The Tibetan spiritual leader returns to disputed territory on the Indian-Chinese border. Buddhist pilgrims embraced the visit, which has stirred the suspicion of China's leaders.

Last update: November 9, 2009 - 12:20 AM

TAWANG, INDIA - Joyous Buddhist pilgrims on Sunday welcomed the Dalai Lama back to the Himalayan town he first set foot in five decades ago while fleeing Chinese rule in his native Tibet -- a rare trip close to his homeland.

The Dalai Lama's arrival highlighted a lingering border dispute between India and China and exposed Beijing's ongoing sensitivities over Tibet.

Chinese Foreign Ministry spokesman Ma Zhaoxu said last week that the trip "once again exposes the nature of the Dalai Lama as anti-China."

The Dalai Lama, however, insisted that the accusation is "baseless" and that he is only seeking to promote religious values, peace and harmony.

"My visit here is nonpolitical," he said soon after his arrival Sunday morning.

The streets were lined with prayer flags and banners welcoming the Dalai Lama, and thousands braved the cold temperatures and biting wind to attend his five-day visit of prayer meetings and lectures on Buddhism.

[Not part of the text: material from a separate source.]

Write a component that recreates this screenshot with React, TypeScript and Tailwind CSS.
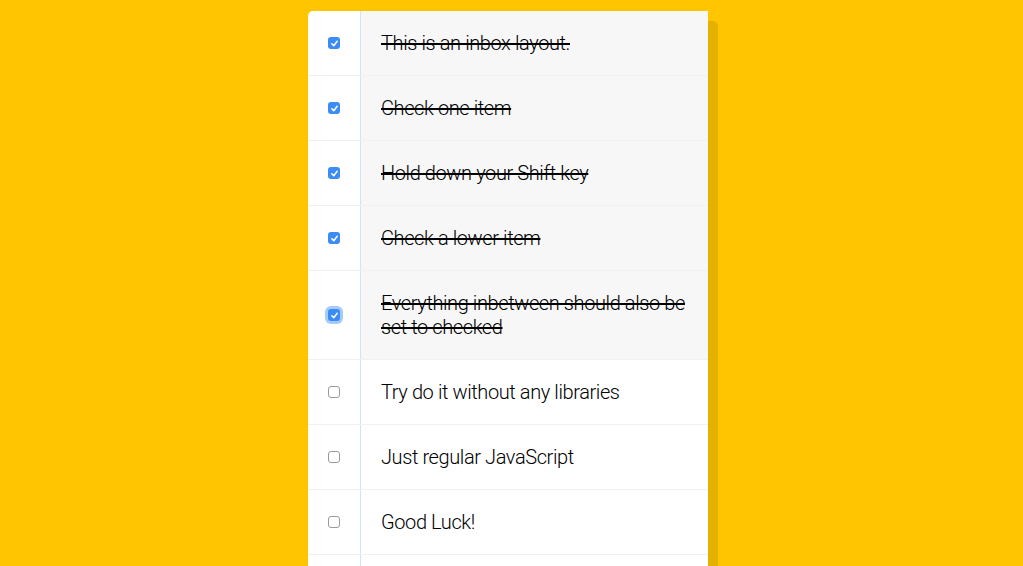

"It made us very happy to catch a glimpse of him. Nobody is more important to us than him. The Dalai Lama is our god," said Karmayacha, who uses one name and traveled with her family from a village 20 miles away.

Monks clanged cymbals and sounded traditional Tibetan horns to greet the Dalai Lama as he arrived at the Tawang monastery -- filled with fresh orange, white and red flowers -- from a nearby helipad.

The Dalai Lama first came to Tawang, which has close religious and political ties to Tibet, in 1959, when he fled Communist rule. At that time, he was ill and weary, but when he finally made it here, he felt safe, he said Sunday.

Ahead of this visit -- only his fifth trip here in the last half-century -- pilgrims arrived in packed trucks, others walked along narrow paths in the Himalayan foothills for as long as five days to hear a man they revere as a living god speak.

China regularly protests the movements of the Dalai Lama, but it is particularly sensitive to this trip, which highlights two issues of special concern to Beijing, Tibetan independence and its disputed border with India, said Srinath Raghavan, a senior fellow at the Center for Policy Research in New Delhi.

Said Raghavan: "The Chinese are highly distrustful of what the Dalai Lama is doing there."